◆ Extracted data

○ ○ ○ ○ ○

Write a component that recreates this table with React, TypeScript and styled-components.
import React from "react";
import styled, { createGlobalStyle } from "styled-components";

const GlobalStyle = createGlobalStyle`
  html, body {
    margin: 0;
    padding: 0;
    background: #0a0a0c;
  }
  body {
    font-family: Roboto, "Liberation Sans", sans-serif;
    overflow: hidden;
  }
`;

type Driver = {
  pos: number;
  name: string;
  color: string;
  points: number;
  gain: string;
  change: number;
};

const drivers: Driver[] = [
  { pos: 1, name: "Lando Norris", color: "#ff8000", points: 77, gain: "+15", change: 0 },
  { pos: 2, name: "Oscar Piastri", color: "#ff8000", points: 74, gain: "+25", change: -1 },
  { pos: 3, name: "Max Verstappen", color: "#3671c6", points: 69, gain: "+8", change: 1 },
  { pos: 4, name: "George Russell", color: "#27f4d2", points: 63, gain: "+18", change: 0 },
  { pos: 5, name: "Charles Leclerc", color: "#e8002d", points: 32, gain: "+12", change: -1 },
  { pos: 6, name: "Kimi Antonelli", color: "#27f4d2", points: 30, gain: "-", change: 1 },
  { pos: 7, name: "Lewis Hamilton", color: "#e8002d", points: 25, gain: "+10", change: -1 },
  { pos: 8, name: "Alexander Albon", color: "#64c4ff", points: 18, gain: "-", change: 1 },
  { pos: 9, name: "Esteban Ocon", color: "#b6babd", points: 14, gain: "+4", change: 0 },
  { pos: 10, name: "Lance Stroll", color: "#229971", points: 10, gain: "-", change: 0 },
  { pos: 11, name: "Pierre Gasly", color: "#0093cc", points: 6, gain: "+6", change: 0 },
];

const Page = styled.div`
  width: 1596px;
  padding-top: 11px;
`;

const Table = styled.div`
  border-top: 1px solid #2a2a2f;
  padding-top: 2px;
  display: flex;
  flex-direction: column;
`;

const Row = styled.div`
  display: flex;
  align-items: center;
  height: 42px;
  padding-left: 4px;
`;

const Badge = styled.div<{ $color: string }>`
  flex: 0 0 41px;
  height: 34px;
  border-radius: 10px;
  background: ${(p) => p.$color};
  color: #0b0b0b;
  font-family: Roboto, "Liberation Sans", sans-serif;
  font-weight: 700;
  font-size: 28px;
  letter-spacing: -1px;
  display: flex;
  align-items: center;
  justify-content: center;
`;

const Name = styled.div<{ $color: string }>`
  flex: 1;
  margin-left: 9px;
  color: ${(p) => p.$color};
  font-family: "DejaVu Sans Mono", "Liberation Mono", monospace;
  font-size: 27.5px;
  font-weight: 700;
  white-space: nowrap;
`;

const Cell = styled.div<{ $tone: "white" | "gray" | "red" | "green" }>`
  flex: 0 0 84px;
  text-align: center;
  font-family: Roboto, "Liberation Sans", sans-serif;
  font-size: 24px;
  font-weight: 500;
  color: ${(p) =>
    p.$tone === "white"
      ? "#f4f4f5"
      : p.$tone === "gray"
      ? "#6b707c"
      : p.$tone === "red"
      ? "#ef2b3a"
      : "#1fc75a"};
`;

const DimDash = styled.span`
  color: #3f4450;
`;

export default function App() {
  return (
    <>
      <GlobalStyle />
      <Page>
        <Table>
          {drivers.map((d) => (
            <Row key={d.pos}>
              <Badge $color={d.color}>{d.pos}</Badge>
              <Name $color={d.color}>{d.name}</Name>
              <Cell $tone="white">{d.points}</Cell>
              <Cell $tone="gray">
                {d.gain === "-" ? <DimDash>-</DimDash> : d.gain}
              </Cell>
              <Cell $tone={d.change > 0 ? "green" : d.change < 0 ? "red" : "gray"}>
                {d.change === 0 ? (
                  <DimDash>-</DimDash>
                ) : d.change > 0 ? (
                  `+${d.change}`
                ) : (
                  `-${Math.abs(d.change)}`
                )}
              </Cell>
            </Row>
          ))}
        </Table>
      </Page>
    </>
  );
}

○ ○ ○ ○ ○

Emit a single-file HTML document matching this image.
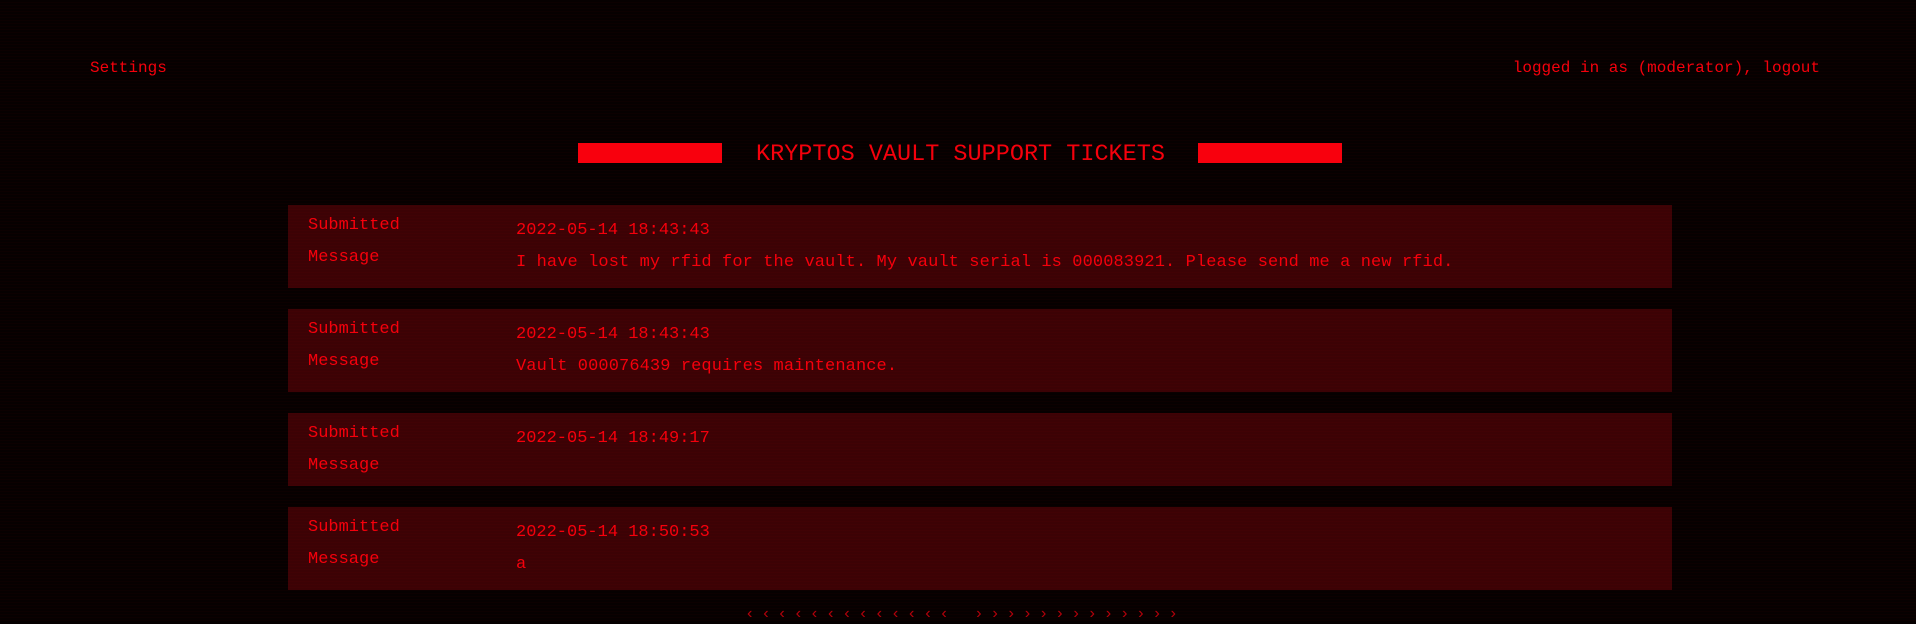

○ ○ ○ ○ ○

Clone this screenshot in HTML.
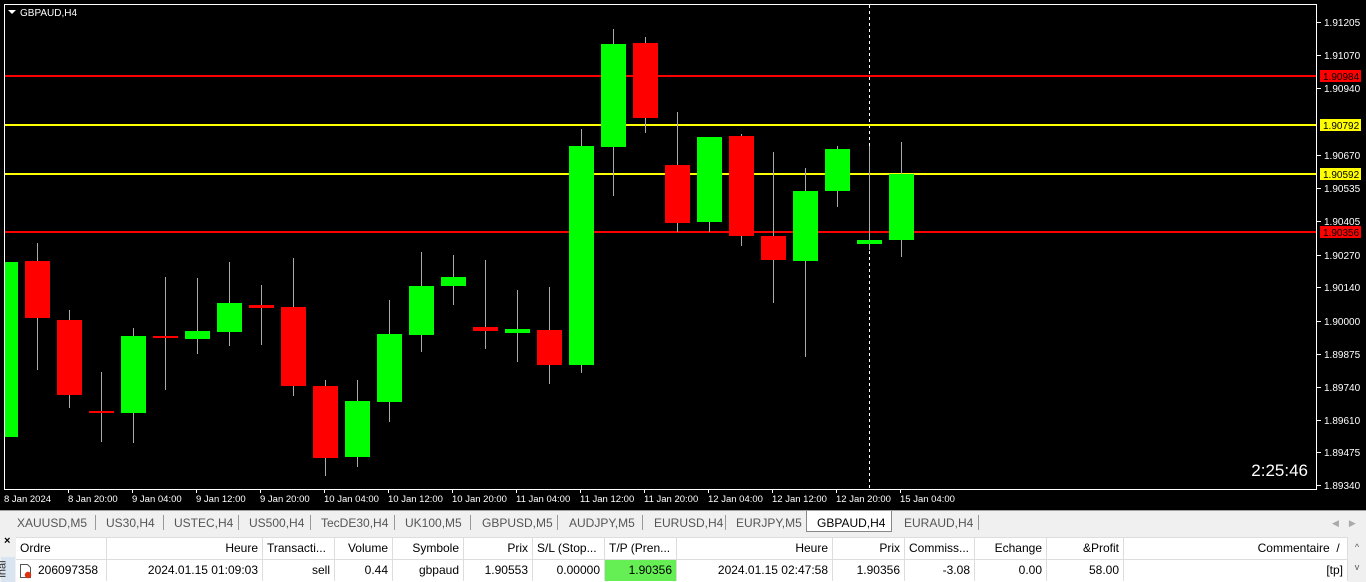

○ ○ ○ ○ ○

◆ Task objective
Pick out the lines that include the word "this" and write them out.

◆ Exercise answer
Write a component that recreates this table with React, TypeScript and styled-components.
Emit a single-file HTML document matching this image.
Clone this screenshot in HTML.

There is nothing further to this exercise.